Crossing the 1.5º and 2º thresholds would mean failing to achieve the goals of the 2015 Paris Agreement, in which countries pledged to keep global warming to “well below” 2º above pre-industrial levels, while pursuing the more ambitious goal of limiting warming to 1.5º.
Already, the world is 1.1º hotter on average than it was before fossil fuel combustion took off in the 1800s, and the litany of impacts from that warming includes more frequent wildfires, more extreme rainfall and flooding, and longer, more intense heat waves.
Because these impacts are already emerging, every fraction of a degree of global warming is predicted to intensify the consequences for people and ecosystems. As average temperatures climb, it becomes more likely that the world will reach thresholds – sometimes called tipping points – that cause new consequences, such as melting of large polar ice sheets or massive forest die-offs. As a result, scientists expect impacts to be far more severe and widespread beyond 2º.

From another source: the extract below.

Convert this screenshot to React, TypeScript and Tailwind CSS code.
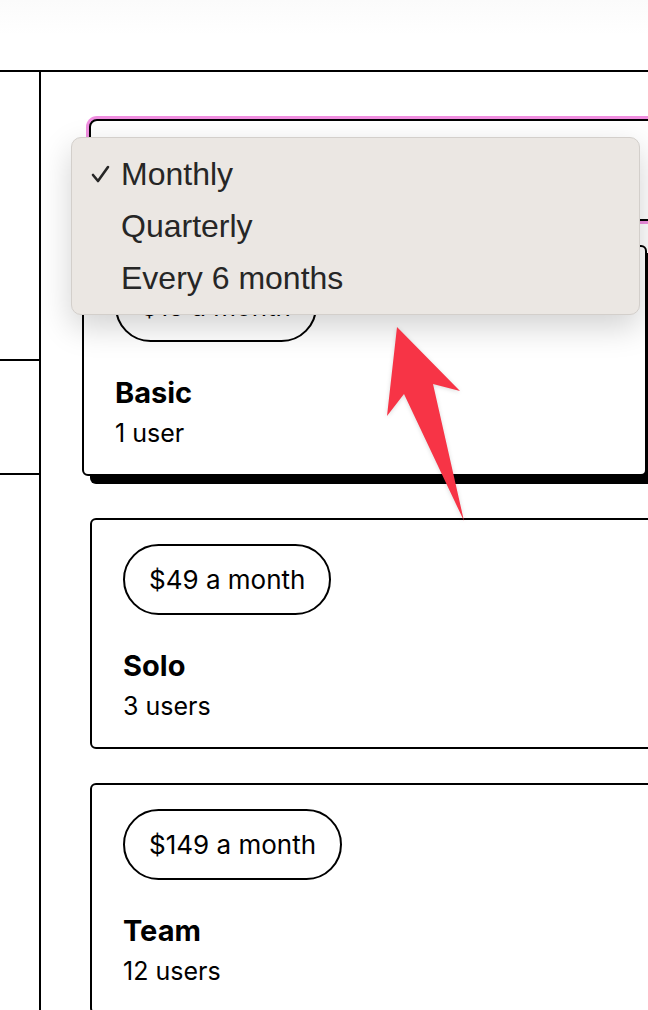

In working on the new study, Diffenbaugh said he was surprised to find the AI predicted the world would still be very likely to reach the 2º threshold even in a scenario where emissions rapidly decline to net zero by 2076. The AI predicted a one-in-two chance of reaching 2º by 2054 in this scenario, with a roughly two-in-three chance of crossing the threshold between 2044 and 2065.
It remains possible, however, to bend the odds away from more extreme climate change by quickly reducing the amount of carbon dioxide, methane, and other greenhouse gases being added to the atmosphere. In the years since the Paris climate pact, many nations have pledged to reach net-zero emissions more quickly than is reflected in the low-emissions scenario used in the new study. In particular, Diffenbaugh points out that many countries have net-zero goals between 2050 and 2070, including China, the European Union, India, and the United States.
“Those net-zero pledges are often framed around achieving the Paris Agreement 1.5º goal,” said Diffenbaugh. “Our results suggest that those ambitious pledges might be needed to avoid 2º.”
AI trained to learn from past warming
Previous assessments have used global climate models to simulate future warming trajectories; statistical techniques to extrapolate recent warming rates; and carbon budgets to calculate how quickly emissions will need to decline to stay below the Paris Agreement targets.
For the new estimates, Diffenbaugh and Barnes used a type of artificial intelligence known as a neural network, which they trained on the vast archive of outputs from widely used global climate model simulations.
Once the neural network had learned patterns from these simulations, the researchers asked the AI to predict the number of years until a given temperature threshold will be reached when given maps of actual annual temperature anomalies as input – that is, observations of how much warmer or cooler a place was in a given year compared to the average for that same place during a reference period, 1951-1980.
To test for accuracy, the researchers challenged the model to predict the current level of global warming, 1.1º, based on temperature anomaly data for each year from 1980 to 2021. The AI correctly predicted that the current level of warming would be reached in 2022, with a most likely range of 2017 to 2027. The model also correctly predicted the pace of decline in the number of years until 1.1º that has occurred over the recent decades.
“This was really the ‘acid test’ to see if the AI could predict the timing that we know has occurred,” Diffenbaugh said. “We were pretty skeptical that this method would work until we saw that result. The fact that the AI has such high accuracy increases my confidence in its predictions of future warming.”
(Adapted from materials provided by Stanford University)
Data-driven predictions of the time remaining until critical global warming thresholds are reached
Proceedings of the National Academy of Sciences, January 30, 2023Leveraging artificial neural networks (ANNs) trained on climate model output, we use the spatial pattern of historical temperature observations to predict the time until critical global warming thresholds are reached. Although no observations are used during the training, validation, or testing, the ANNs accurately predict the timing of historical global warming from maps of historical annual temperature.
The central estimate for the 1.5°C global warming threshold is between 2033 and 2035, including a ±1σ range of 2028 to 2039 in the Intermediate (SSP2-4.5) climate forcing scenario, consistent with previous assessments. However, our data-driven approach also suggests a substantial probability of exceeding the 2°C threshold even in the Low (SSP1-2.6) climate forcing scenario.
While there are limitations to our approach, our results suggest a higher likelihood of reaching 2°C in the Low scenario than indicated in some previous assessments—though the possibility that 2°C could be avoided is not ruled out. Explainable AI methods reveal that the ANNs focus on particular geographic regions to predict the time until the global threshold is reached.
Our framework provides a unique, data-driven approach for quantifying the signal of climate change in historical observations and for constraining the uncertainty in climate model projections.
Given the substantial existing evidence of accelerating risks to natural and human systems at 1.5 °C and 2 °C, our results provide further evidence for high-impact climate change over the next three decades.